First, you will need to define a Column Group that specifies the columns that are to be shuffled together. Please refer to the Column Group Option for details on how to create Column Groups.

Therefore, having selected the parent Table ('dbo.Address') in the Project explorer tree and then opening the Masking tab, then the Column Groups tab, the Column Group would be created as shown:

Shuffle multiple columns together data mask

 

Now add a Shuffle mask to any one of the Column Group columns (say, 'Street'). DataVeil will create a mask that automatically synchronizes the rows of all columns in the Column Group.

Shuffle column group definition

 

Shuffling within Partitions 

At this point, we have defined a Shuffle mask that will shuffle the Street, City and Zip column values together from one row onto some other row.

Let's narrow the range so that all the Street, City and Zip columns are shuffled only within their own State.

All that is required is to define the State column as the Shuffle mask's partition values, as shown:

Shuffle mask partition example

 

Using the Determinism option

If the Shuffle mask is executed using the Not Deterministic setting then it is impossible to predict how the rows shall be shuffled and the result shall be different each time it is executed on the exact same input data.

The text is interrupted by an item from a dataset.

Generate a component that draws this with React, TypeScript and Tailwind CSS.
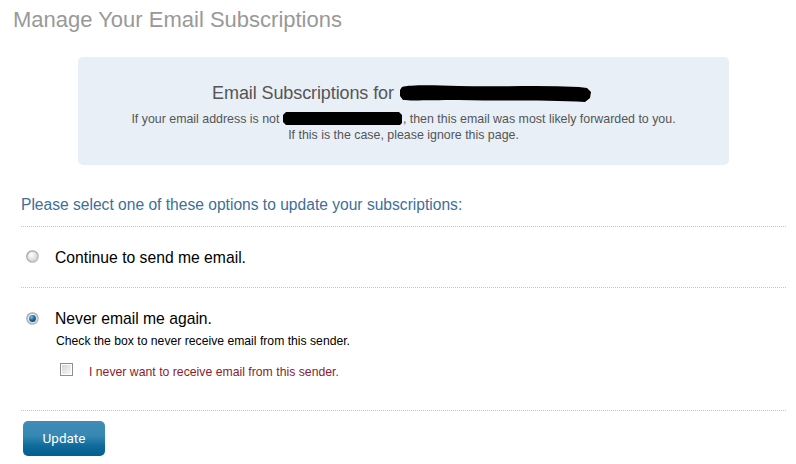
import React from "react";

function Radio({ checked }: { checked?: boolean }) {
  return (
    <svg width="13" height="13" viewBox="0 0 13 13" className="shrink-0">
      <defs>
        <linearGradient id={checked ? "rgc" : "rgu"} x1="0" y1="0" x2="1" y2="1">
          <stop offset="0" stopColor="#949494" />
          <stop offset="1" stopColor="#c4c4c4" />
        </linearGradient>
        <radialGradient id="rin" cx="0.4" cy="0.35" r="0.7">
          <stop offset="0" stopColor="#ffffff" />
          <stop offset="1" stopColor="#cfcfcf" />
        </radialGradient>
        <radialGradient id="rdot" cx="0.35" cy="0.3" r="0.8">
          <stop offset="0" stopColor="#7fc0ea" />
          <stop offset="0.5" stopColor="#1d6fa7" />
          <stop offset="1" stopColor="#0c3f66" />
        </radialGradient>
      </defs>
      <circle cx="6.5" cy="6.5" r="6.3" fill={checked ? "url(#rgc)" : "url(#rgu)"} />
      <circle cx="6.5" cy="6.5" r="5.1" fill="url(#rin)" />
      {checked && <circle cx="6.5" cy="6.5" r="3.4" fill="url(#rdot)" />}
    </svg>
  );
}

function Checkbox() {
  return (
    <svg width="13" height="13" viewBox="0 0 13 13" className="shrink-0">
      <defs>
        <linearGradient id="cbg" x1="0" y1="0" x2="1" y2="1">
          <stop offset="0" stopColor="#d6d6d6" />
          <stop offset="1" stopColor="#f8f8f8" />
        </linearGradient>
      </defs>
      <rect x="0.5" y="0.5" width="12" height="12" fill="#ffffff" stroke="#8e8f8f" />
      <rect x="2" y="2" width="9" height="9" fill="url(#cbg)" />
    </svg>
  );
}

export default function App() {
  return (
    <div className="w-[796px] h-[464px] bg-white font-['Liberation_Sans',Arial,sans-serif] overflow-hidden">
      <h1 className="pl-[13px] pt-[7px] text-[22px] leading-[26px] text-[#999999] font-normal">
        Manage Your Email Subscriptions
      </h1>
      <div className="ml-[21px] mr-[10px]">
        <div className="mx-[57px] mt-[24px] h-[108px] rounded-[5px] bg-[#e8eff7] pt-[24px] text-center text-[#555555]">
          <div className="text-[18px] leading-[22px] flex justify-center items-center">
            <span className="tracking-[-0.1px]">Email Subscriptions for</span>
            <svg width="196" height="20" viewBox="0 0 196 20" className="ml-[5px] mt-[3px]">
              <path
                d="M3 3 C10 1 30 1 60 2 C100 3 140 1 180 3 L188 4 L192 8 L191 14 L186 18 C150 16 100 17 60 16 C30 16 12 17 4 16 L1 12 L1 6 Z"
                fill="#000"
              />
            </svg>
          </div>
          <div className="mt-[7px] text-[12.4px] leading-[16px]">
            <div className="flex justify-center items-center">
              <span className="whitespace-pre">If your email address is not </span>
              <svg width="120" height="15" viewBox="0 0 120 15" className="mt-[-2px]">
                <path d="M3 1 L116 1 L119 4 L119 12 L117 14 L3 14 L0 11 L0 4 Z" fill="#000" />
              </svg>
              <span className="whitespace-pre">, then this email was most likely forwarded to you.</span>
            </div>
            <div>If this is the case, please ignore this page.</div>
          </div>
        </div>

        <div className="mt-[30px] text-[15.6px] leading-[20px] text-[#3d6f98]">
          Please select one of these options to update your subscriptions:
        </div>
        <div className="mt-[11px] border-t border-dotted border-[#c4c4c4]" />

        <div className="mt-[21px] flex items-start pl-[5px]">
          <div className="mt-[2px]">
            <Radio />
          </div>
          <span className="ml-[16px] text-[15.7px] leading-[20px] text-black">Continue to send me email.</span>
        </div>
        <div className="mt-[19px] border-t border-dotted border-[#c4c4c4]" />

        <div className="mt-[21px] flex items-start pl-[5px]">
          <div className="mt-[3px]">
            <Radio checked />
          </div>
          <span className="ml-[16px] text-[15.7px] leading-[20px] text-black">Never email me again.</span>
        </div>
        <div className="mt-[4px] pl-[35px] text-[12.2px] leading-[16px] text-black">
          Check the box to never receive email from this sender.
        </div>
        <div className="mt-[15px] flex items-start pl-[39px]">
          <div className="mt-[-1px]">
            <Checkbox />
          </div>
          <span className="ml-[16px] text-[12.25px] leading-[16px] text-[#8c1b2e]">
            I never want to receive email from this sender.
          </span>
        </div>
        <div className="mt-[30px] border-t border-dotted border-[#c4c4c4]" />

        <button className="ml-[2px] mt-[10px] w-[82px] h-[35px] rounded-[5px] bg-[linear-gradient(to_bottom,#3f8db7_0%,#3788b3_42%,#0e6a9a_72%,#035f8f_100%)] text-white text-[13.5px] font-['Roboto',sans-serif] leading-none">
          Update
        </button>
      </div>
    </div>
  );
}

If you use the Deterministic setting then then DataVeil shall attempt to shuffle the rows in exactly the same order upon each execution of this mask. For the order to be predictable the following must be true:
- Properties of the table must be the same on each masking execution
- The table contains the same number of rows on each masking execution
- Please note that there is no guarantee that each execution will shuffle into the same order. This is because the order is determined by a pseudo random number function and if there is a sufficiently large number of rows in the table then it is possible that this randomization function may return duplicate numbers and therefore the order of rows that share the duplicate numbers are unpredictable. Therefore the precise shuffle repeatability is more likely on tables with smaller row counts (such as in the order of several thousand or less).